Once the coursework has been taught, it’s time to do some grading. A top-to-bottom audit should be conducted of your entire system against your objectives and compliance requirements. With this audit completed, you will be able to graduate from where you’ve been to where you want to be.
No one goes from kindergarten to college overnight. You are working toward a stable system, and it will take time. Roughly 50% of the project’s total time, in fact; implementation usually takes a three- to six-month “semester” to complete. The exact amount of time you’ll spend will depend on how many employees, locations, and processes you have.
Now we turn the corner to our final phase: Re-Discovery.
The Re-Discovery Phase completes the loop of the entire project, and then overlaps with The Discovery Phase of the next year. Therein lies the “never-ending cycle” of the project. The Re-Discovery Phase allows your organization to migrate from a “fix it and done!” mentality to one of continuous improvement. Because in Re-Discovery/Discovery Phases you will always be reviewing and assessing your organization for ways to improve performance, compliance, and effectiveness.
When we pass down a street for the first time, our minds are focused on reaching the destination. Upon returning, we are able to notice things that were previously missed. Returning allows us to go through the same path of the original Discovery Phase in this different light.
This will involve reviewing audit results, process measures and customer satisfaction to determine possible adjustments to the mission, objectives and action plans as well as effectiveness criteria.
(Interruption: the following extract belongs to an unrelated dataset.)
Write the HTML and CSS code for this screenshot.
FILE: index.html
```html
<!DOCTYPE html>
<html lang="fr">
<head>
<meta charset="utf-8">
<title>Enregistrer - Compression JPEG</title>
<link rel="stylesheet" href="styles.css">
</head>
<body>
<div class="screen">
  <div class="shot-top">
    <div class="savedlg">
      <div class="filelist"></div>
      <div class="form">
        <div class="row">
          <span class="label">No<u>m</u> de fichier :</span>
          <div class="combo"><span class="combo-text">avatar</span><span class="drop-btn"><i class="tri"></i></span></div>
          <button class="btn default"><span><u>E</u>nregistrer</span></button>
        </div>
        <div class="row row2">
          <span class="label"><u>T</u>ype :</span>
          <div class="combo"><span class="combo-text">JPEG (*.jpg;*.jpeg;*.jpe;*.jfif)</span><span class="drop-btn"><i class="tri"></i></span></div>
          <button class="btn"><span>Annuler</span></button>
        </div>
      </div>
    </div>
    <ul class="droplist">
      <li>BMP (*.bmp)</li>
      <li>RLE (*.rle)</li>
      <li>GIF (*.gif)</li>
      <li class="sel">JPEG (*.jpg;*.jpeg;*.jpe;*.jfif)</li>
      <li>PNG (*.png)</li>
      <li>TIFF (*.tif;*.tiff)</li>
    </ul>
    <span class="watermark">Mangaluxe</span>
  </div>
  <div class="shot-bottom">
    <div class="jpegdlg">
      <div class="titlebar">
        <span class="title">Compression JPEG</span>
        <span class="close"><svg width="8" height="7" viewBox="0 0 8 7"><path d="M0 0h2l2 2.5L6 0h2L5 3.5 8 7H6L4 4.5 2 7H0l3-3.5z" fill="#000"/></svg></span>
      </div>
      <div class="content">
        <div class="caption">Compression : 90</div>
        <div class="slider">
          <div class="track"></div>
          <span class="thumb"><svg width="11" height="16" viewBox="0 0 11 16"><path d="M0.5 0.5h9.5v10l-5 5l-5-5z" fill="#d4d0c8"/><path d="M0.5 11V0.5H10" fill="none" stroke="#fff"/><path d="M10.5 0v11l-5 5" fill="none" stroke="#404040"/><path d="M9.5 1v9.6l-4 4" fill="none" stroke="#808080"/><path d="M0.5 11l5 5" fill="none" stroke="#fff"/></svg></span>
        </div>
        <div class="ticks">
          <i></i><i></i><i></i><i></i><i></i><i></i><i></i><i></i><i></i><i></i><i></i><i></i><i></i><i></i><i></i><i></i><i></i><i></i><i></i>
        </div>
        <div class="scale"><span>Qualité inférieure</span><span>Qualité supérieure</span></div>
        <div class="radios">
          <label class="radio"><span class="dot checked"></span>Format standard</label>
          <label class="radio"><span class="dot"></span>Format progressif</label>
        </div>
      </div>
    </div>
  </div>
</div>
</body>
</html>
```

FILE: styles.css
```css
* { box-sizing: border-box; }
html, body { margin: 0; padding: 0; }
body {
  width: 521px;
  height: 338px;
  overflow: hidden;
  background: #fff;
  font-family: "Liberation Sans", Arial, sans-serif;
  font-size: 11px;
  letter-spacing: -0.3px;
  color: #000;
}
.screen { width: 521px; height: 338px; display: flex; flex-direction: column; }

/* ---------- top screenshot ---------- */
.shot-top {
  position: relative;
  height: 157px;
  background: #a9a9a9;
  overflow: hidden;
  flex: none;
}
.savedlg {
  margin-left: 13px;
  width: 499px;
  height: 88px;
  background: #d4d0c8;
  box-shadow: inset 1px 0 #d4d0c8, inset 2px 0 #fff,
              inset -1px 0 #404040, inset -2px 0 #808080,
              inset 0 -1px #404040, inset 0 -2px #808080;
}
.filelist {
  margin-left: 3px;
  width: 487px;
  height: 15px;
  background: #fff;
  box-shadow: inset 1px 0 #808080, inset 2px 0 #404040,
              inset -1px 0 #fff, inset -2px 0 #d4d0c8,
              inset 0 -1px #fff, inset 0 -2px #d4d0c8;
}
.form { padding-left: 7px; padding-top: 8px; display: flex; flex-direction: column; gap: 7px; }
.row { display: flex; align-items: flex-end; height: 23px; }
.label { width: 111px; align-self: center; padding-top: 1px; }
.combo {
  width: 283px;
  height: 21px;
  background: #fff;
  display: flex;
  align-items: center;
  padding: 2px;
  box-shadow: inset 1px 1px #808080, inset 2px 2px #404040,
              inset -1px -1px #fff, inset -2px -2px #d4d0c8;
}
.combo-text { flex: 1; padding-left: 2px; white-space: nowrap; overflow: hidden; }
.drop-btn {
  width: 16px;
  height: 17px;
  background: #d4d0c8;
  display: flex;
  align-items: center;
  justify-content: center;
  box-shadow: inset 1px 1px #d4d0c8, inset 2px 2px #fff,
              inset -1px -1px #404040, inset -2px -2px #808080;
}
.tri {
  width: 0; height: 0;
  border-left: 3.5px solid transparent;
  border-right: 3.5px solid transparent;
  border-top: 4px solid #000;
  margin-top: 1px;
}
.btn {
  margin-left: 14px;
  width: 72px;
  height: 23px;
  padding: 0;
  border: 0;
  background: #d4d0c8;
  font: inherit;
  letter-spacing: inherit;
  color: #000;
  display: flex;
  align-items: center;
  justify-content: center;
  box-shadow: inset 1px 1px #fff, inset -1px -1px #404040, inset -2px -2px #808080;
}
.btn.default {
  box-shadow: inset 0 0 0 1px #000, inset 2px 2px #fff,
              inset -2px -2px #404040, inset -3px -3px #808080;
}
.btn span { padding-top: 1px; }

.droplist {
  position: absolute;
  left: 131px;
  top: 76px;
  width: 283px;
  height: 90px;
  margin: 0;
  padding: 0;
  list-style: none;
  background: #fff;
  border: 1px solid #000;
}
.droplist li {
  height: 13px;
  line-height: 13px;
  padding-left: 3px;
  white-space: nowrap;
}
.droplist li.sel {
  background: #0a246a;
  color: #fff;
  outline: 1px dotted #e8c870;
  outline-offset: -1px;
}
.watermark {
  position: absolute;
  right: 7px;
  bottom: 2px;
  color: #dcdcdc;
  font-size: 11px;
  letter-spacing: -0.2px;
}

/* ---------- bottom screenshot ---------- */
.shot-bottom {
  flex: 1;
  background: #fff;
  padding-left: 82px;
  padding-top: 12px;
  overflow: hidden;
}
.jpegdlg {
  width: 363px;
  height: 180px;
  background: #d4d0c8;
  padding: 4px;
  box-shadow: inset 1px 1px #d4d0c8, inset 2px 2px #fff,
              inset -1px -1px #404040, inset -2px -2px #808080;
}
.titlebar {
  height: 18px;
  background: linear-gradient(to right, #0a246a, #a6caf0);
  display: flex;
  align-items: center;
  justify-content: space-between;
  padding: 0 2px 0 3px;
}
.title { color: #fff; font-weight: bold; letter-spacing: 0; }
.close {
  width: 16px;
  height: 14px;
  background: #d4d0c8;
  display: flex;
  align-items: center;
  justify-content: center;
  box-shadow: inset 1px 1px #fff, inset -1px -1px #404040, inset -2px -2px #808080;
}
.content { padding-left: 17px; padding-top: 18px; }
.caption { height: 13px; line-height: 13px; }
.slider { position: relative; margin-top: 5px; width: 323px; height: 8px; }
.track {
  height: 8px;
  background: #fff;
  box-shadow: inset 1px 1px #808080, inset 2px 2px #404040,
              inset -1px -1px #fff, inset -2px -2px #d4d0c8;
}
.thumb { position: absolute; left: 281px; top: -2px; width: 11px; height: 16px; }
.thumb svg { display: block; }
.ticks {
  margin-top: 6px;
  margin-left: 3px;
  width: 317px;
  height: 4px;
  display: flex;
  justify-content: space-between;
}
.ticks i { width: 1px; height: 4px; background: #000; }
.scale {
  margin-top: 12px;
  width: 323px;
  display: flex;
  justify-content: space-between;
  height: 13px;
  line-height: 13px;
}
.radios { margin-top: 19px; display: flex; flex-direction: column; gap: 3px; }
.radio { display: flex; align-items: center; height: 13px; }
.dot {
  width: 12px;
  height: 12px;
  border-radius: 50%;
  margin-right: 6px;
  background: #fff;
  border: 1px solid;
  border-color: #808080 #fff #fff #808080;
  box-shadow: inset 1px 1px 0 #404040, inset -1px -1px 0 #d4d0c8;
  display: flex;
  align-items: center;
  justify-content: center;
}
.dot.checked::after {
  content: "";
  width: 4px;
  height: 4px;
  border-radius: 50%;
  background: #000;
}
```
You will want to assess the appropriateness of these elements now that you have completed your “outbound journey” through the Planning, Development and Implementation Phases. What will you see differently? How will you prepare for the cycle to begin again next year?
The Re-Discovery Phase culminates a project that started 6-12 months ago. As in all Phases it is wise to identify a Project Leader to manage document controls, lead the audits, and report to management. After all, your project goal is to build effective management systems.